The second step is strategizing. You need to come up with a potential solution. You might want to brainstorm on options, evaluate them and try to come up with the best one. Decision matrixes and other techniques might help, but don’t bug yourself too much. At this step you might want to create a plan by breaking problem into smaller tasks. You might work on proof of concept or try one or few things out. I do not believe in plans themselves, but I do believe in planning as it makes you think hard about the approach. It is important not to get stuck in “analysis paralysis” mode, so once reasonable time is spent, move on to the next step even if somehow you don’t feel ready. You will never be fully ready. Take on the problem you’ve got. You might learn some new things when doing so which you didn’t anticipate.

Execution

The third step is approach execution. Doesn’t matter how great plan you had, if you fail to execute you fail. Say, you picked option x and it didn’t work out for you, do you continue to push for x or do you switch to option y, do you give up, do you seek help? What do you do? Do you feel how anxiety creeps in?

From my personal observations generally there are two types of execution: erratic and systematic.

Erratic

Basically you just start bashing the keyboard, throwing different copy-pasted blocks of code and praying it is going to work. This is that kind of approach when “<” didn’t work, so you replaced it with “<=” and it worked, but then you realized that your loop had to start with index 1 instead of 0, and so on. Eventually you arrive at the finish line. I bet that most of us, software engineers, have used this approach and it worked at times but then we felt uneasy about it.

Systematic

You think about each piece of code you write and consequences it is going to have, questioning each line of code and thoroughly testing the code. Why do I use “<” instead of “<=”? Why does the loop start at index 0? Should have I used thread-safe data structure here?How would this button look on small screen? Why does this API accept any number of items? I don’t know about framework ABC, so why not read a doc reference first? And so on – you question everything!
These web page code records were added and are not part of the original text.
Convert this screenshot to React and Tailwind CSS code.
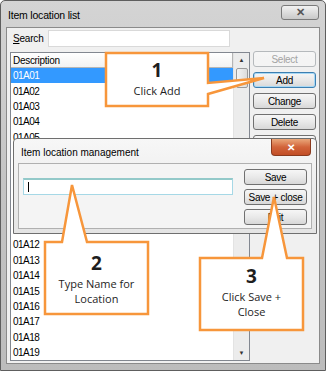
import React from 'react';

const rows = Array.from({ length: 19 }, (_, i) => `01A${String(i + 1).padStart(2, '0')}`);

function WinButton({ children, disabled, focused, hidden, className = '' }) {
    return (
        <div
            className={`h-[16px] flex items-center justify-center rounded-[3px] border text-[10px] tracking-[-0.3px] bg-gradient-to-b from-[#f6f6f6] via-[#e9e9e9] to-[#d8d8d8] ${
                disabled
                    ? 'border-[#b5b9bc] text-[#a3a3a3] from-[#f4f4f4] to-[#f4f4f4] via-[#f4f4f4]'
                    : focused
                    ? 'border-[#3c7fb1] text-black shadow-[inset_0_0_0_1px_#a7d8f5]'
                    : 'border-[#707070] text-black'
            } ${className}`}
        >
            <span className={hidden ? 'invisible' : ''}>{children}</span>
        </div>
    );
}

function Callout({ path, box, num, lines }) {
    return (
        <>
            <svg className="absolute left-0 top-0" width="326" height="371">
                <path d={path} fill="#ffffff" stroke="#f7963b" strokeWidth="2.5" strokeLinejoin="miter" />
            </svg>
            <div
                className="absolute flex flex-col items-center text-[#1e1e1e] font-['Open_Sans',sans-serif]"
                style={box}
            >
                <span className="text-[19px] font-bold leading-[26px]">{num}</span>
                {lines.map((l) => (
                    <span key={l} className="text-[11px] leading-[15px]">{l}</span>
                ))}
            </div>
        </>
    );
}

export default function App() {
    return (
        <div className="relative w-[326px] h-[371px] overflow-hidden bg-gradient-to-b from-[#d4d4d4] via-[#c4c4c4] to-[#bcbcbc] border border-[#5e5e5e] rounded-t-[5px] font-['Liberation_Sans',sans-serif]">
            {/* title bar */}
            <div className="h-[26px] flex items-start justify-between pl-[7px] pr-[6px]">
                <span className="mt-[7px] text-[10.5px] tracking-[-0.2px] text-black">Item location list</span>
                <div className="mt-[4px] w-[38px] h-[15px] rounded-[3px] border border-[#7a7a7a] bg-gradient-to-b from-[#f2f2f2] to-[#c9c9c9] flex items-center justify-center text-[11px] font-bold text-[#555]">
                    ✕
                </div>
            </div>

            {/* content */}
            <div className="mx-[5px] h-[337px] bg-[#f0f0f0] border border-[#8a8a8a]">
                <div className="flex items-center h-[18px] mt-[1px] pl-[6px]">
                    <span className="w-[35px] text-[10px] tracking-[-0.2px] text-black">
                        <span className="underline">S</span>earch
                    </span>
                    <div className="w-[182px] h-[17px] bg-white border border-[#d9d9d9]" />
                </div>

                <div className="flex gap-[3px] mt-[5px] pl-[3px]">
                    {/* list */}
                    <div className="w-[240px] h-[309px] bg-white border border-[#828790] flex">
                        <div className="w-[223px] border-r border-[#e3e3e3]">
                            <div className="h-[15px] flex items-center pl-[2px] text-[10px] tracking-[-0.3px] border-b border-r border-[#b5b5b5] bg-gradient-to-b from-white to-[#f2f2f2]">
                                <span>Description</span>
                            </div>
                            {rows.map((r, i) => (
                                <div
                                    key={r}
                                    className={`h-[15.4px] flex items-center pl-[2px] text-[10px] tracking-[-0.5px] ${
                                        i === 0 ? 'bg-[#3399ff] text-white' : 'text-black'
                                    }`}
                                >
                                    <span className={i >= 5 && i <= 10 ? 'invisible' : ''}>{r}</span>
                                </div>
                            ))}
                        </div>
                        {/* scrollbar */}
                        <div className="flex-1 bg-[#ececec] flex flex-col items-center">
                            <div className="h-[15px] flex items-center text-[6px] text-[#333]">▲</div>
                            <div className="w-[12px] h-[20px] rounded-[2px] border border-[#9a9a9a] bg-gradient-to-r from-[#f4f4f4] to-[#dcdcdc]" />
                            <div className="flex-1" />
                            <div className="h-[14px] flex items-center text-[6px] text-[#333]">▼</div>
                        </div>
                    </div>

                    {/* buttons */}
                    <div className="w-[63px] flex flex-col gap-[5px] -mt-[1px]">
                        <WinButton disabled>Select</WinButton>
                        <WinButton focused>Add</WinButton>
                        <WinButton>Change</WinButton>
                        <WinButton>Delete</WinButton>
                        <WinButton hidden>Close</WinButton>
                    </div>
                </div>
            </div>

            {/* inner dialog */}
            <div className="absolute left-[12px] top-[137px] w-[304px] h-[96px] border border-[#6f6f6f] rounded-t-[4px] bg-gradient-to-b from-[#f7f7f7] to-[#e4e4e4] flex flex-col">
                <div className="h-[24px] flex items-start justify-between pl-[7px] pr-[5px]">
                    <span className="mt-[6px] text-[10px] text-black">Item location management</span>
                    <div className="w-[40px] h-[17px] rounded-b-[4px] border border-[#8a3a1e] border-t-0 bg-gradient-to-b from-[#e9a77a] via-[#d2643a] to-[#c24e26] flex items-center justify-center text-[10px] font-bold text-white">
                        ✕
                    </div>
                </div>
                <div className="mx-[4px] h-[66px] bg-[#f4f4f4] border border-[#b0b0b0] flex pl-[4px] pr-[4px]">
                    <div className="w-[210px] h-[17px] mt-[14px] bg-white border border-[#a6d8e6] border-t-2 border-t-[#93c9c9] flex items-center pl-[4px]">
                        <div className="w-[1px] h-[10px] bg-black" />
                    </div>
                    <div className="flex-1" />
                    <div className="w-[63px] flex flex-col gap-[4px] mt-[5px]">
                        <WinButton>Save</WinButton>
                        <WinButton>Save + close</WinButton>
                        <WinButton>Exit</WinButton>
                    </div>
                </div>
            </div>

            {/* callouts */}
            <Callout
                path="M105,52 H207 V82 L263,77 L207,93 V105 H105 Z"
                box={{ left: 105, top: 56, width: 102 }}
                num="1"
                lines={['Click Add']}
            />
            <Callout
                path="M44,241 H61 L71,184 L86,241 H147 V313 H44 Z"
                box={{ left: 44, top: 249, width: 103 }}
                num="2"
                lines={['Type Name for', 'Location']}
            />
            <Callout
                path="M199,257 H261 L273,196 L286,257 H302 V329 H199 Z"
                box={{ left: 199, top: 262, width: 103 }}
                num="3"
                lines={['Click Save +', 'Close']}
            />
        </div>
    );
}
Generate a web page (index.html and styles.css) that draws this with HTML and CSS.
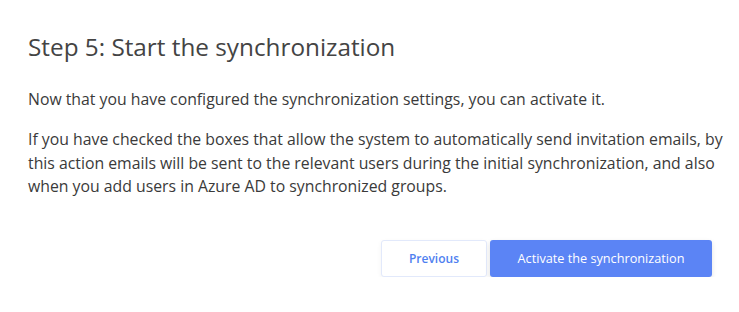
FILE: index.html
```html
<!DOCTYPE html>
<html>
<head>
<meta charset="utf-8">
<link rel="stylesheet" href="styles.css">
</head>
<body>
<div class="panel">
  <h2 class="title">Step 5: Start the synchronization</h2>
  <p class="text">Now that you have configured the synchronization settings, you can activate it.</p>
  <p class="text">If you have checked the boxes that allow the system to automatically send invitation emails, by this action emails will be sent to the relevant users during the initial synchronization, and also when you add users in Azure AD to synchronized groups.</p>
  <div class="actions">
    <button class="btn btn-secondary">Previous</button>
    <button class="btn btn-primary">Activate the synchronization</button>
  </div>
</div>
</body>
</html>
```
FILE: styles.css
```css
html, body {
  margin: 0;
  padding: 0;
  background: #ffffff;
}
body {
  font-family: "Open Sans", "Noto Sans", sans-serif;
  color: #3a3a3a;
}
.panel {
  padding: 31px 27px 0 28px;
}
.title {
  margin: 0 0 25px 0;
  font-size: 24.3px;
  font-weight: 400;
  color: #444444;
  line-height: 32px;
}
.text {
  margin: 0 -14px 16.5px 0;
  font-size: 15.8px;
  line-height: 23.5px;
  color: #3a3a3a;
}
.actions {
  display: flex;
  justify-content: flex-end;
  gap: 3px;
  margin-top: 41px;
}
.btn {
  font-family: inherit;
  height: 37px;
  border-radius: 3px;
  cursor: pointer;
}
.btn-secondary {
  width: 106px;
  font-size: 12px;
  background: #ffffff;
  border: 1px solid #e2e9fb;
  color: #4f7ff0;
  font-weight: 600;
  box-shadow: 0 2px 5px rgba(0,0,0,0.05);
}
.btn-primary {
  width: 222px;
  font-size: 12.7px;
  background: #5b84f5;
  border: none;
  color: #ffffff;
  font-weight: 400;
  box-shadow: 0 2px 5px rgba(0,0,0,0.12);
}
```
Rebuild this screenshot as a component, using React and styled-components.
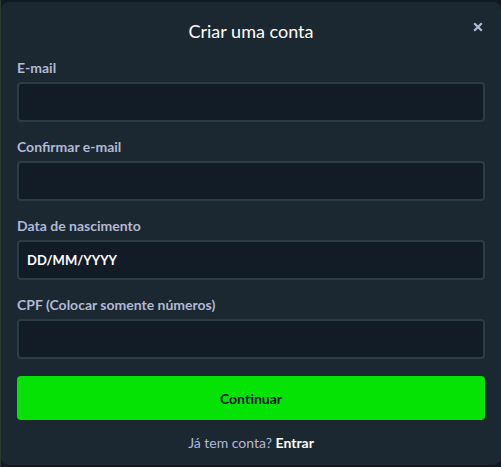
import React from "react";
import styled, { createGlobalStyle } from "styled-components";

const Global = createGlobalStyle`
  html, body { margin: 0; padding: 0; background: #111a22; }
  body { font-family: "Lato", "Noto Sans", sans-serif; }
  * { box-sizing: border-box; }
`;

const Page = styled.div`
  width: 501px;
  height: 467px;
  padding: 2px 0 2px 0;
  background: #111a22;
  border-left: 1px solid #2a3a30;
`;

const Modal = styled.div`
  position: relative;
  height: 463px;
  background: #1b2731;
  border-radius: 8px;
  padding: 0 16px;
  display: flex;
  flex-direction: column;
`;

const Header = styled.div`
  height: 58px;
  display: flex;
  align-items: center;
  justify-content: center;
`;

const Title = styled.h1`
  margin: 0;
  font-size: 18px;
  font-weight: 400;
  color: #ffffff;
  line-height: 20px;
`;

const Close = styled.button`
  position: absolute;
  top: 19px;
  right: 17px;
  width: 12px;
  height: 12px;
  padding: 0;
  border: 0;
  background: none;
  display: flex;
  align-items: center;
  justify-content: center;
  cursor: pointer;
`;

const Form = styled.form`
  display: flex;
  flex-direction: column;
  gap: 17px;
`;

const Field = styled.label`
  display: flex;
  flex-direction: column;
  gap: 6px;
`;

const Label = styled.span`
  font-size: 14px;
  font-weight: 700;
  line-height: 16px;
  color: #b1bad3;
`;

const Input = styled.input`
  height: 40px;
  width: 100%;
  background: #121c27;
  border: 2px solid #2b3c47;
  border-radius: 4px;
  padding: 0 8px;
  font-family: inherit;
  font-size: 13px;
  font-weight: 700;
  color: #ffffff;
  outline: none;
  &::placeholder { color: #ffffff; opacity: 1; }
`;

const Submit = styled.button`
  height: 44px;
  border: 0;
  border-radius: 4px;
  background: #05e305;
  color: #071824;
  font-family: inherit;
  font-size: 14px;
  font-weight: 700;
  cursor: pointer;
`;

const Footer = styled.p`
  margin: 15px 0 0;
  text-align: center;
  font-size: 14px;
  line-height: 16px;
  color: #b1bad3;
`;

const Link = styled.a`
  color: #ffffff;
  font-weight: 700;
  text-decoration: none;
`;

export default function App() {
  return (
    <>
      <Global />
      <Page>
        <Modal>
          <Header>
            <Title>Criar uma conta</Title>
          </Header>
          <Close aria-label="Fechar">
            <svg width="10" height="10" viewBox="0 0 10 10">
              <path d="M1.2 1.2 L8.8 8.8 M8.8 1.2 L1.2 8.8" stroke="#b1bad3" strokeWidth="2.2" />
            </svg>
          </Close>
          <Form onSubmit={(e) => e.preventDefault()}>
            <Field>
              <Label>E-mail</Label>
              <Input type="email" />
            </Field>
            <Field>
              <Label>Confirmar e-mail</Label>
              <Input type="email" />
            </Field>
            <Field>
              <Label>Data de nascimento</Label>
              <Input placeholder="DD/MM/YYYY" />
            </Field>
            <Field>
              <Label>CPF (Colocar somente números)</Label>
              <Input />
            </Field>
            <Submit type="submit">Continuar</Submit>
          </Form>
          <Footer>
            Já tem conta? <Link href="#">Entrar</Link>
          </Footer>
        </Modal>
      </Page>
    </>
  );
}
This approach might seem like taking much more time and it does, but eventually written software has less bugs, is much more maintainable and truly solves the problem. Arguably, maturity of a software engineer can be recognized by observing them solving problems in this systematic way.

Some other bullet points

  1. Reiterating is fine. Although systematic approach wants you to think about each line of code, you might be overwhelmed to do so at once for larger project. In this case coming up with a “skeleton” solution that does something and then building on top of it (maybe changing few “bones” here and there) is totally fine. This goes along with agile methodology as well. Just don’t scarify quality with “oh, this will be one in the next iteration” and eventually never being done.
  2. Do not just copy-paste. As the joke goes: “Dev1: Damn, copied this from StackOverflow and it still doesn’t work. Dev2: Did you copy from the question or the answer?” Although copy-pasting from other parts of the project or SO, for that matter, is totally fine, what’s not fine is not understanding what you are coping or not questioning the quality of the piece of code you are copying. If the code was written by more senior developer or if most of the project is written “this was” this is not a valid justification to not try to see if anything about it could be improved. As a simple example, a developer before you might have took a shortcut by defining style right in html instead of moving it to a css class in separate file.
  3. “Don’t work hard – work smart” – although true, stinks. Most often I heard this from people who were lazier than others. There might be two types of laziness – a) the one that makes you procrastinate, and b) the one that makes you ingenious in problem solving. I’m fine with b) as long as it doesn’t come at cost of quality of your solution in terms of maintainability. Think of someone doing a+=b; b=a-b; a-=b; to swap two integers because they didn’t want an extra variable and now extrapolate this on on system design of your software where no-one could understand what the hell is going on. Long story short, you need to work hard and there is no way around it.
  4. Pause to learn and deliberately practice. At times you might come around something you haven’t worked with before. Stop! Take a moment to understand what it is. Reading one of two pages of documentation or going through “hello world” tutorial might save you a day or few. As an example, you might need to integrate a library into your project and it may look overwhelming as the project is huge. At this point it is best to implement simplest possible project with the library to understand how it works before spending days integrating it and then not understanding why it isn’t working.
  5. Seek help but do your due diligence. It is totally ok to ask others questions – this is the way to learn. At the same time it might not be appreciated to ask something that can be found online or in documentation with a simple query. Also learn to ask how to ask help http://xyproblem.info/
  6. Time bound. Never get stuck on something for too long. Put some boundaries for specific tasks. If x isn’t working, look at your strategy and unstuck yourself. You might need to escalate this with your manager.
  7. Clearly communicate. Very likely you are working in a team and have a manager. Work on improving your communication so that you can convey your status and whether you are blocked and need help. I would advice against obfuscating your status with needless information – just be honest if you are having difficulties.
  8. Retrospect and analyze if you can improve something for the future. Don’t just take everything at its “status quo”. Say, if environment setup for your project is difficult, and always takes time for engineers go ahead and improve it.
  9. Reasonably document your work. Chances are that someone will have to solve a similar problem or that you will need to explain your work at later stages. Documentation is just a tool to help you out in these situations.
  10. Add your bullet-points/thoughts/disagreements in comments!

Conclusion

It is in my personal view that approaching a software problem consists of 1) understanding the problem 2) strategizing about solutions and 3) execution of the strategy. Observation I have made over the years is that engineers tend to solve problems erratically or systematically. More systematic approach supplemented with the above bullet-pointed guidance might be helpful advice for starting software engineers, but be skeptical as this is purely an opinion. Enjoy and let me know if it helps.